The first full week of October is designated as National Fire Prevention Week, but the Sedalia Fire Department is encouraging people to make fire prevention a focus year-round.
Many schools and organizations use October as a month to put a focus on fire prevention, which makes it a busy month for the Sedalia Fire Department as its employees give presentations and classes around town and give station tours.
“We’ll respond to any request for a class or presentation,” said Sedalia Fire Chief Greg Harrell. “We try to really do that year-round…We teach fire safety classes to anyone who wants them. We do a lot of industry in town. We try to stay really active around here. We like to meet the needs. We can’t force ourselves on people. We go talk to these groups and we put the word out, you know if you want a fire safety class call us. If you want free smoke detectors call us. If you want help just remembering where to locate smoke detectors call us. We’re always available.”
SFD Administrative Capt. Daniel Shaw said they host all-school fire drills at each school they visit, but they put a special focus on second-graders.
“With second grade we pull our trailer over there and it’s set up with a kitchen and a living room with the fireplace and a bedroom,” Shaw explained. “We ask, ‘Does anybody see problems in here?’ Usually, they can point out the top five of them and then we point out a few more.
“At second grade is, I guess, kind of the right age to comprehend that part of it,” he continued. “They're still young enough that we make an impression on them, but they’re old enough to really understand the basics of like not playing with matches.”
Some of the main points the department tries to make in presentations include stop, drop and roll, regularly checking smoke detector batteries, the importance of having two ways out of a structure, not playing with matches, and home escape plans. People should also consider the possibility of a fire when they are securing their homes.
“People put more and more deadbolt locks on their house doors and we come up with homes that have burglar bars on the windows…” Harrell said. “Everything you do to make it tougher for burglars to get in makes it tougher for us to get in and tougher for you to get out.”
Having a meeting place for the household is especially important, according to Shaw. He said it’s also important that whoever escapes the home is able to tell firefighters how many people are still inside.
“Then we know we have someone to look for,” he said. “If everybody is outside of the house, it changes it for us…If we know 100% that everybody’s out it allows us to go in and attack the fire immediately.”

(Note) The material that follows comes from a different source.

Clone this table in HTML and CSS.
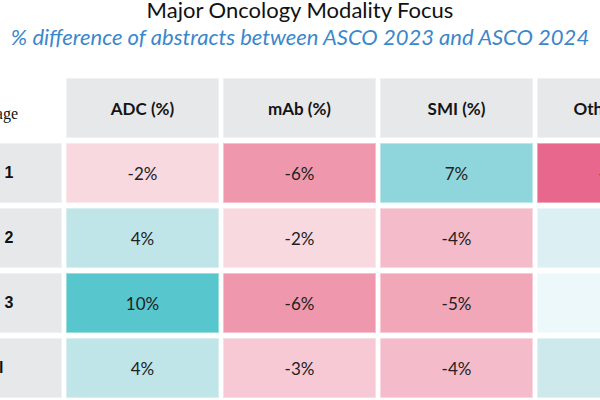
FILE: index.html
```html
<!DOCTYPE html>
<html lang="en">
<head>
<meta charset="utf-8">
<title>Major Oncology Modality Focus</title>
<link rel="stylesheet" href="styles.css">
</head>
<body>
<div class="page">
  <h1 class="title">Major Oncology Modality Focus</h1>
  <p class="subtitle">% difference of abstracts between ASCO 2023 and ASCO 2024</p>
  <div class="table-wrap">
    <div class="table">
      <div class="corner">Stage</div>
      <div class="cell head">ADC (%)</div>
      <div class="cell head">mAb (%)</div>
      <div class="cell head">SMI (%)</div>
      <div class="cell head">Others (%)</div>

      <div class="cell label">Stage 1</div>
      <div class="cell n2">-2%</div>
      <div class="cell n6">-6%</div>
      <div class="cell p7">7%</div>
      <div class="cell n9">-9%</div>

      <div class="cell label">Stage 2</div>
      <div class="cell p4">4%</div>
      <div class="cell n2">-2%</div>
      <div class="cell n4">-4%</div>
      <div class="cell p2">2%</div>

      <div class="cell label">Stage 3</div>
      <div class="cell p10">10%</div>
      <div class="cell n6">-6%</div>
      <div class="cell n5">-5%</div>
      <div class="cell p1">1%</div>

      <div class="cell label">Total</div>
      <div class="cell p4">4%</div>
      <div class="cell n3">-3%</div>
      <div class="cell n4">-4%</div>
      <div class="cell p3">3%</div>
    </div>
  </div>
</div>
</body>
</html>
```
FILE: styles.css
```css
html, body {
  margin: 0;
  padding: 0;
  background: #ffffff;
}
body {
  width: 600px;
  height: 400px;
  overflow: hidden;
  font-family: "Lato", "Open Sans", sans-serif;
  color: #222222;
}
.page {
  width: 600px;
  overflow: hidden;
}
.title {
  margin: -1px 0 0;
  font-size: 22px;
  font-weight: 400;
  line-height: 22px;
  text-align: center;
  color: #111111;
}
.subtitle {
  margin: 3px 0 0;
  font-size: 22px;
  font-style: italic;
  line-height: 26px;
  text-align: center;
  color: #3b87cc;
  white-space: nowrap;
}
.table-wrap {
  margin-top: 28px;
  width: 600px;
  overflow: hidden;
}
.table {
  display: grid;
  grid-template-columns: 154px repeat(4, 153px);
  grid-auto-rows: 60px;
  column-gap: 4px;
  row-gap: 5px;
  margin-left: -92px;
  width: max-content;
}
.corner {
  display: flex;
  align-items: center;
  justify-content: flex-end;
  padding: 11px 44px 0 0;
  font-family: "Liberation Serif", serif;
  font-size: 16px;
  color: #111111;
}
.cell {
  box-sizing: border-box;
  display: flex;
  align-items: center;
  justify-content: center;
  border: 1px solid rgba(255, 255, 255, 0.4);
  font-size: 17px;
  white-space: nowrap;
}
.head {
  background: #e7e8ea;
  font-weight: 700;
  color: #151515;
}
.label {
  background: #e7e8ea;
  font-family: "Liberation Sans", Arial, sans-serif;
  font-weight: 700;
  font-size: 16px;
  color: #111111;
}
.n2 { background: #f9d9e0; }
.n3 { background: #f7c9d4; }
.n4 { background: #f4bccb; }
.n5 { background: #f2a7b9; }
.n6 { background: #ef98ad; }
.n9 { background: #e8678d; }
.p1 { background: #ecf8f9; }
.p2 { background: #dcf0f4; }
.p3 { background: #cde9ec; }
.p4 { background: #bfe5e8; }
.p7 { background: #8fd5dc; }
.p10 { background: #57c6cd; }
```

SFD members also try to show kids what the firefighters look like in their full gear since it can be frightening for them at first.
“We want them to know that’s what we’re going to look like,” Shaw said. “If they’re hiding from us because they’re scared of us it’s going to be hard to find them.”
The department uses materials from the National Fire Safety Council’s Firepup program. The program collects donations from area businesses and organizations which the department can use to buy the materials. The funds carry over each year and last year the department had accumulated enough funds to buy a new fire pup costume. This year the department also has a full-time fire inspector with regular hours to do the presentations day to day, which brings continuity to them, according to Shaw.
Harrell said the presentations are particularly important because the United States tends to spend more time on “fire suppression and dealing with the results of the fire than we do with prevention in the first place.” Every code enforcement can be traced to a specific incidence where there was a great loss of monetary value or the loss of life.
Harrel and Shaw both emphasized the importance of focusing on fire prevention all year long. Shaw said the department’s calendar fills up quickly during October because of National Fire Prevention Week.
“We see the big push during October with all of the national media attention on fire prevention,” added Harrell. “It’s really a 12-month program, not a one-month program. We do tours year-round... Fire prevention month is not about the fire department. It’s about getting the message out.”